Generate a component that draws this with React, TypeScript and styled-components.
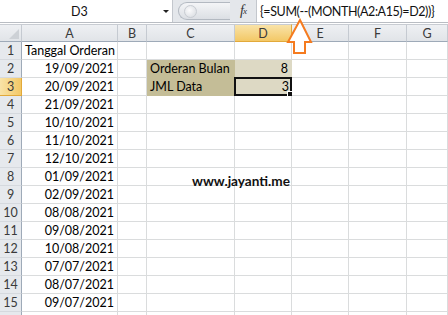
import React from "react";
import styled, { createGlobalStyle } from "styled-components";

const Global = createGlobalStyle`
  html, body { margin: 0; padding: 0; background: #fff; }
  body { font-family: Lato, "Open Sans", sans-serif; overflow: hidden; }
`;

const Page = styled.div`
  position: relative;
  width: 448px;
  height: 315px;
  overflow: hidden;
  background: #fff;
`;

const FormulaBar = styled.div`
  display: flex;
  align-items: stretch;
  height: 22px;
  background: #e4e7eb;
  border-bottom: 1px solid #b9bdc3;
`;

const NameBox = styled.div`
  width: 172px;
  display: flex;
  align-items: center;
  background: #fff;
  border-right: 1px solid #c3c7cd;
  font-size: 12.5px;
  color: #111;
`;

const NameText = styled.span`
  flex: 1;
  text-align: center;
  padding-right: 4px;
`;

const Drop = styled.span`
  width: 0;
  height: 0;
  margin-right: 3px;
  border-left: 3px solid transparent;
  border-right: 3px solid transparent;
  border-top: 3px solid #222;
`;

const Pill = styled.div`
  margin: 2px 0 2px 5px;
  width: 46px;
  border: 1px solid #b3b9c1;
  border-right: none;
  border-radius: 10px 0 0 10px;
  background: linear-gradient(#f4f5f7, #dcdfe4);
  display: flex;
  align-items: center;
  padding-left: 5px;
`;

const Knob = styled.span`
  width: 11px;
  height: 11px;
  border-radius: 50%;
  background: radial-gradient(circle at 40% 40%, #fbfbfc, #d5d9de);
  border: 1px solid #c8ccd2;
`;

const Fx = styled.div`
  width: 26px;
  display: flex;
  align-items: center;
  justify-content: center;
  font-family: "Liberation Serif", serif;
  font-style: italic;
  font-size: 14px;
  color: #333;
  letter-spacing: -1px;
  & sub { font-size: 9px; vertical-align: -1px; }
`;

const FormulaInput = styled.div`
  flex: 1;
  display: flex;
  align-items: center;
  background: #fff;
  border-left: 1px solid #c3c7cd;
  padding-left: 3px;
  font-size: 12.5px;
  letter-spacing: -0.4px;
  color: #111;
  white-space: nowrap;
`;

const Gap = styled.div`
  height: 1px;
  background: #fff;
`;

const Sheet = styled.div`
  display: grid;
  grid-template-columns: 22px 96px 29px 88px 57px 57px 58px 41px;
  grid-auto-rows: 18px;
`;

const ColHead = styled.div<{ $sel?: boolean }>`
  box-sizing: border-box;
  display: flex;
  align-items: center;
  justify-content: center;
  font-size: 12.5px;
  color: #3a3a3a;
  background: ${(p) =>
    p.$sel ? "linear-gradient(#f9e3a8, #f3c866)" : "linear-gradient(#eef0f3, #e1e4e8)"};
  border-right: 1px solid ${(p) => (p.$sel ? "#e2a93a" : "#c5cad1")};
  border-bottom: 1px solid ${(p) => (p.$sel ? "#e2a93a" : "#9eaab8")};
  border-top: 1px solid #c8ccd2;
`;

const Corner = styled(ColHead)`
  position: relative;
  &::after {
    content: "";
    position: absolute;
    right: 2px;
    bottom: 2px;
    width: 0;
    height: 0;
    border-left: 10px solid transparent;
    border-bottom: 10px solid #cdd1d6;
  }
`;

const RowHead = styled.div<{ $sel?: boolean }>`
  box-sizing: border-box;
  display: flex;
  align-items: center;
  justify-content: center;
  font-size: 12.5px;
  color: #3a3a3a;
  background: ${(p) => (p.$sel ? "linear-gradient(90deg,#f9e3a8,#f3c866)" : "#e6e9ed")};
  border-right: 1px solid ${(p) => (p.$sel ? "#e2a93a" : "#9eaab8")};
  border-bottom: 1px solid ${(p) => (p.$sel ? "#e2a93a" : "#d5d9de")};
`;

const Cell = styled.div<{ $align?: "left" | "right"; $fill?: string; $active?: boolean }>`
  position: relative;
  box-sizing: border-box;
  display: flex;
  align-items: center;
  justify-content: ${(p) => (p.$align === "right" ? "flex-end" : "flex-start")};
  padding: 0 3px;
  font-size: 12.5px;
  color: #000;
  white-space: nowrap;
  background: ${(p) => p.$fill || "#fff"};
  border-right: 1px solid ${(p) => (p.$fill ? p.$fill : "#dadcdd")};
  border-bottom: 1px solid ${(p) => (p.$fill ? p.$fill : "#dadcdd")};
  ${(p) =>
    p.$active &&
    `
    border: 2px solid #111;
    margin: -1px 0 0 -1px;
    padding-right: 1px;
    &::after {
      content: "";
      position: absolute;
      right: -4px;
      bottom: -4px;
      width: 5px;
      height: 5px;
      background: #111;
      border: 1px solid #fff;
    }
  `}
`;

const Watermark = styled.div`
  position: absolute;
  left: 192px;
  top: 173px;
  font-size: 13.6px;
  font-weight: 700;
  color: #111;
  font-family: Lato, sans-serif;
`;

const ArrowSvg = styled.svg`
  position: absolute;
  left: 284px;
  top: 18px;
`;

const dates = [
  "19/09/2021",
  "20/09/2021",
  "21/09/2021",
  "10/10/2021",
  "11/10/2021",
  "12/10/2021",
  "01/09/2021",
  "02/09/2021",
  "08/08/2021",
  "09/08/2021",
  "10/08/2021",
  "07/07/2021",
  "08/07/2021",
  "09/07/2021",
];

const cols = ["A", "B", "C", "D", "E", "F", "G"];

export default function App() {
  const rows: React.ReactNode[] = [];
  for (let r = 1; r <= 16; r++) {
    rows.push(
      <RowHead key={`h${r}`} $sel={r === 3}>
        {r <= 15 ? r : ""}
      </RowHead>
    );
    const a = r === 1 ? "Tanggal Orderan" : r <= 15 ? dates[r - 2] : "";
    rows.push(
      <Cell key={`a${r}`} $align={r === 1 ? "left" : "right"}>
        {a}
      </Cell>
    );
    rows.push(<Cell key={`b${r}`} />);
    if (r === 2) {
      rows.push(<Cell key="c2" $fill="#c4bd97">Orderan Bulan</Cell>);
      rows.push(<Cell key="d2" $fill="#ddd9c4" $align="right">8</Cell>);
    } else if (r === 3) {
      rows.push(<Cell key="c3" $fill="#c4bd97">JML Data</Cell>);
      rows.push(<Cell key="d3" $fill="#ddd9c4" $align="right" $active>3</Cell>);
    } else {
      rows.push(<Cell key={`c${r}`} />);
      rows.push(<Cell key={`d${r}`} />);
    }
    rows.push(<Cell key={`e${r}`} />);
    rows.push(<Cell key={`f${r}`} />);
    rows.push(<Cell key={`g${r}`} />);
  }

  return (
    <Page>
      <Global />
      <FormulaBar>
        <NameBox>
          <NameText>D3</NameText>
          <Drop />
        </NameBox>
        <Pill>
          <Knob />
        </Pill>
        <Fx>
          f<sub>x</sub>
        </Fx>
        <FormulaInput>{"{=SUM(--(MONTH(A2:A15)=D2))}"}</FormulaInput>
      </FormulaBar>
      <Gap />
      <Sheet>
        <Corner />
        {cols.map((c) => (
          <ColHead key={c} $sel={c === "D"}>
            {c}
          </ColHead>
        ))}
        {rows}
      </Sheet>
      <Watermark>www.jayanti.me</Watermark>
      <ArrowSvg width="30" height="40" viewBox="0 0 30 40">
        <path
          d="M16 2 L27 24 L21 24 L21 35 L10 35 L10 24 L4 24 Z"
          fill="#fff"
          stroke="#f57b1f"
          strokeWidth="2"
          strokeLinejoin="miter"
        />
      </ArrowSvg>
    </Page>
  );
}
----------------
• [WHAT THIS TASK INVOLVES]: Reply with nothing but the number of lines in the data above that contain "React".

• [WRITTEN RESPONSE]: 3